Key Takeaways
- McCormick has submitted a proposal to acquire Unilever’s entire food division through an all-stock transaction
- Unilever’s food business carries an estimated valuation of approximately €29 billion (roughly $33 billion)
- The transaction would enable Unilever to concentrate exclusively on beauty, home care, and personal care segments
- McCormick’s current market capitalization of approximately $14.8 billion is significantly smaller than the proposed deal value
- If negotiations progress favorably, the all-stock transaction could finalize in a matter of weeks
Both Unilever and McCormick have publicly acknowledged ongoing discussions regarding the potential acquisition of Unilever’s food business, marking what could become McCormick’s most significant transaction to date. Following initial reporting by The Wall Street Journal on Thursday, official confirmation came from both corporations on Friday.

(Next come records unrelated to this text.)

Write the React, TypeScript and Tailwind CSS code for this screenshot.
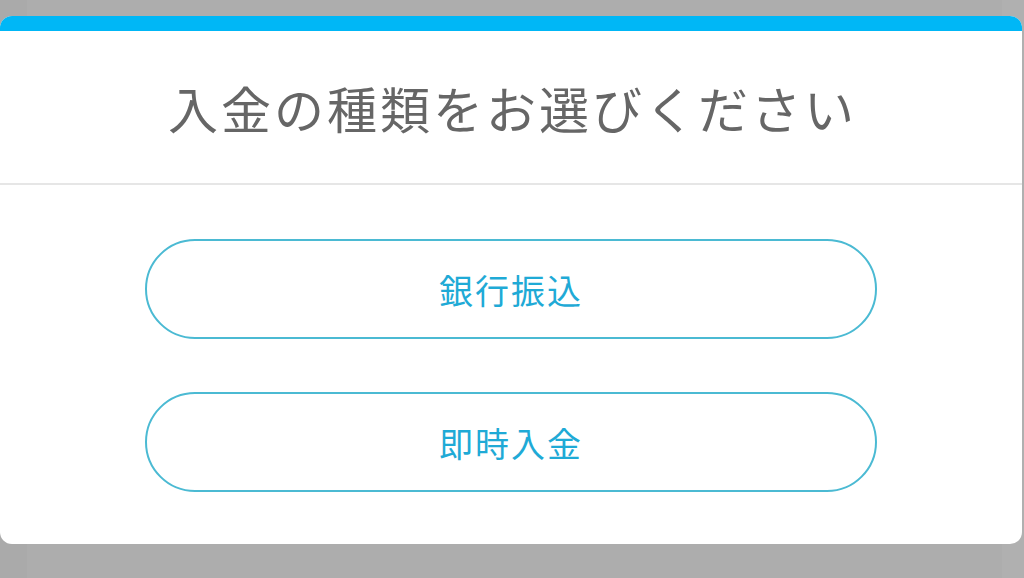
export default function App() {
  return (
    <div className="relative h-[578px] w-[1024px] overflow-hidden bg-[#adadad] font-['Noto_Sans_CJK_JP','Noto_Sans',sans-serif]">
      {/* page underneath the modal */}
      <div className="absolute inset-y-0 left-0 w-[27px] bg-[#aaaaaa]" />
      <div className="absolute inset-y-0 right-0 w-[22px] bg-[#b0b0b0]" />
      <div className="absolute left-[48px] top-[510px] text-[24px] tracking-[12px] text-[#333]">お取引履歴</div>

      {/* modal */}
      <div className="absolute left-0 top-[16px] flex h-[528px] w-[1022px] flex-col overflow-hidden rounded-[12px] bg-white">
        <div className="h-[15px] bg-[#00b7f6]" />
        <div className="flex h-[154px] items-center justify-center border-b-2 border-[#e6e6e6]">
          <h1 className="pl-[3px] text-[50px] font-normal tracking-[3px] text-[#666666]">入金の種類をお選びください</h1>
        </div>
        <div className="flex flex-col items-center gap-[53px] pt-[54px]">
          <button className="flex h-[100px] w-[732px] items-center justify-center rounded-full border-2 border-[#4bbad3] text-[34px] tracking-[2px] text-[#1faad6]">
            銀行振込
          </button>
          <button className="flex h-[100px] w-[732px] items-center justify-center rounded-full border-2 border-[#4bbad3] text-[34px] tracking-[2px] text-[#1faad6]">
            即時入金
          </button>
        </div>
      </div>
    </div>
  )
}
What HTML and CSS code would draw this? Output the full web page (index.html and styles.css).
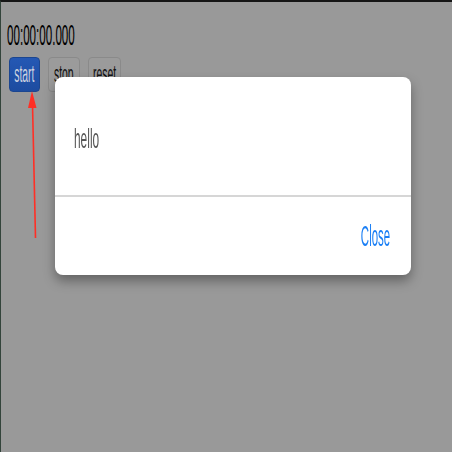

The food division in question — which includes iconic brands like Hellmann’s mayonnaise and Knorr bouillon products — is estimated to command an equity valuation reaching €29 billion ($33 billion). This figure represents more than twice McCormick’s current total market capitalization of approximately $14.8 billion.
Sources with knowledge of the negotiations indicate the transaction would be structured entirely as an all-stock arrangement. Neither company has released specific financing terms, and Unilever emphasized that successful completion of any agreement remains uncertain.
Fernando Fernandez, Unilever’s CEO who assumed leadership a year ago, has articulated a strategic vision positioning beauty, personal care, and wellness products as two-thirds of total company revenue within the medium term — a substantial increase from the current 50% contribution.
This strategic pivot has been underway for several years. Unilever has previously divested its tea operations, its spreads portfolio (including the I Can’t Believe It’s Not Butter! brand), and recently sold snack brand Graze along with The Vegetarian Butcher. In 2024, the company separated its ice cream operations into Magnum Ice Cream Co., maintaining approximately 20% ownership.
Unilever shares climbed as high as 1.9% during Friday’s early market activity. Over the trailing twelve months, the stock has declined nearly 6%.
McCormick’s Strategic Expansion
This potential acquisition represents a watershed moment for McCormick. The Maryland-headquartered company, recognized primarily for its signature red-capped spice containers and Old Bay seasoning blend, has steadily expanded its condiment portfolio in recent years.
The company’s most substantial condiment acquisition occurred in 2017 with the $4.2 billion purchase of RB Foods from Reckitt Benckiser, bringing French’s mustard and Frank’s RedHot sauce into its portfolio. Adding Hellmann’s and Knorr to this lineup would position McCormick as a dominant global force in the condiment category.
McCormick has scheduled its first-quarter earnings release for March 31.
Industry Experts Highlight Challenges
Some market observers have expressed skepticism about the deal’s feasibility. Chris Beckett, an analyst with Quilter Cheviot, pointed to the significant “gap in scale” and McCormick’s existing debt-to-EBITDA ratio of 2.7x, suggesting any transaction would be “far from straightforward.”
Warren Ackerman from Barclays also raised concerns about execution timing, noting that although divesting the food business would position Unilever for accelerated growth, it “could be a distraction for management in the near-term.”
Activist investor Nelson Peltz, who secured a board seat at Unilever in 2022 following Trian Fund Management’s investment, has an established track record of advocating for corporate separations. His previous initiatives included successful restructuring campaigns at General Electric and Dow/DuPont.
Analysts at Bernstein contended that the diversified conglomerate structure that “largely made sense” during the 1990s has become obsolete. “The benefits of scale across categories no longer outweigh the drawbacks of complexity,” analyst Callum Elliott stated Friday.
McCormick’s March 31 first-quarter earnings report will represent its next significant public disclosure following the revelation of these acquisition discussions.